>> start TASK INPUT

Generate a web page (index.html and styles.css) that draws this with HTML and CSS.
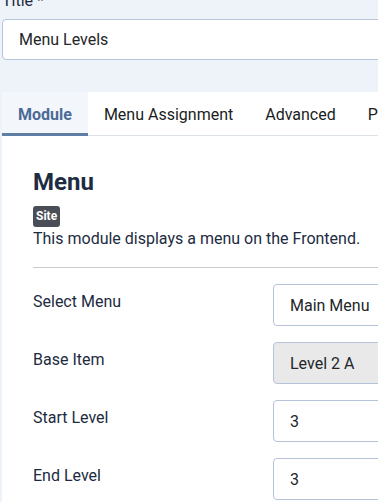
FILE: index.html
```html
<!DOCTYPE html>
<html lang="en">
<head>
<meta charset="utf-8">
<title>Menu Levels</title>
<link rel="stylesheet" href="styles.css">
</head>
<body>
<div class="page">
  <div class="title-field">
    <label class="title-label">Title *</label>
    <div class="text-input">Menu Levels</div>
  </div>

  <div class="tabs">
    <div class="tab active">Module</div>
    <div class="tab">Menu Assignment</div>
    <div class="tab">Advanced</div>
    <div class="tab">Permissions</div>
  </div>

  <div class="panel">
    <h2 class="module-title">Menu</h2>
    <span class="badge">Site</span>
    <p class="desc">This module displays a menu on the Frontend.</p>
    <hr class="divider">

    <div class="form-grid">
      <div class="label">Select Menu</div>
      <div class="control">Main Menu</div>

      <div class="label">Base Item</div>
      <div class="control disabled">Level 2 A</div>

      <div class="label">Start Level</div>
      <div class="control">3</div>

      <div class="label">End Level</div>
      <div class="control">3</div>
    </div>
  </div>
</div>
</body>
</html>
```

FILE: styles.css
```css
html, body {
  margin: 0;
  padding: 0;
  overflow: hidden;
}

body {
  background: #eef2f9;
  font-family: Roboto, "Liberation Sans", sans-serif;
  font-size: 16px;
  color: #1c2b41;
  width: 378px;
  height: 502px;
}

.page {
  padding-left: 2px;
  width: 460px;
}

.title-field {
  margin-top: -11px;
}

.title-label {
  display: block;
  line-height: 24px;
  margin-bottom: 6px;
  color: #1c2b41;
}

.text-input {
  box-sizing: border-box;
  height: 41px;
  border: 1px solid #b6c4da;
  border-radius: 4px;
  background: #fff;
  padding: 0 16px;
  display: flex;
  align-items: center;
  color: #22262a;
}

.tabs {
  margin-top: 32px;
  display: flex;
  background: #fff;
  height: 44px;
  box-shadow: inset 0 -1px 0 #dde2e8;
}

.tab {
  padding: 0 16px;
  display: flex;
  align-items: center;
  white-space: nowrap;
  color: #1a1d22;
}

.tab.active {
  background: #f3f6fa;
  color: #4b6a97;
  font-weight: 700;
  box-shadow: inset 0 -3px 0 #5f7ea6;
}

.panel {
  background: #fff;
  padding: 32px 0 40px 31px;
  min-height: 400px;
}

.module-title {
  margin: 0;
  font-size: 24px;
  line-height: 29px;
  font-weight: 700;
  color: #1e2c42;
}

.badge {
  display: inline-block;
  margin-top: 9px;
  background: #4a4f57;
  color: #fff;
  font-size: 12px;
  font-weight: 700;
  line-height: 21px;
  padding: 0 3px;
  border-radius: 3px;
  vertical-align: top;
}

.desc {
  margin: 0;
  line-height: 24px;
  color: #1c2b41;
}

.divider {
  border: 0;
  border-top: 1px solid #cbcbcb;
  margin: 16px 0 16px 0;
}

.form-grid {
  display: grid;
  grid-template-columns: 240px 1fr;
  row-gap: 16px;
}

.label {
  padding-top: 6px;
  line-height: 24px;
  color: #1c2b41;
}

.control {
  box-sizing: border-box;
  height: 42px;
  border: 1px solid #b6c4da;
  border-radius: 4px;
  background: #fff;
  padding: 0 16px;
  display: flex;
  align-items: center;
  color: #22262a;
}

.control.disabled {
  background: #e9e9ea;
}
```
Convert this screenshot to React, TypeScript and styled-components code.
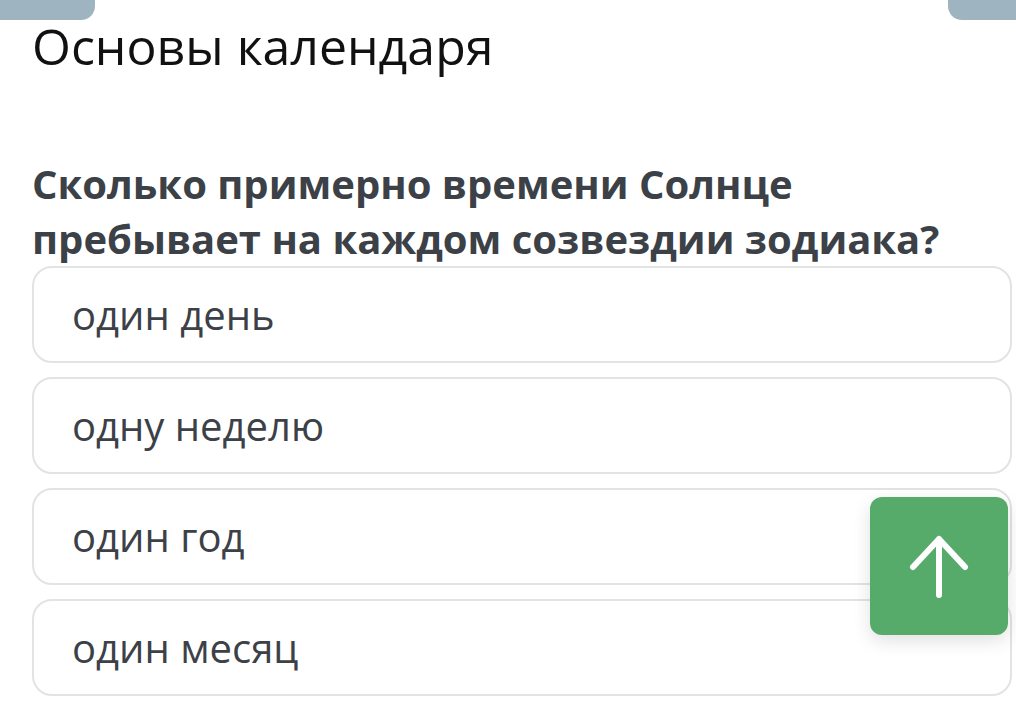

>> end TASK INPUT

▶ _REQUIREMENTS_
Gather up the lines that contain the word "page".

▶ _COMPLETE RESPONSE_
Generate a web page (index.html and styles.css) that draws this with HTML and CSS.
<div class="page">
.page {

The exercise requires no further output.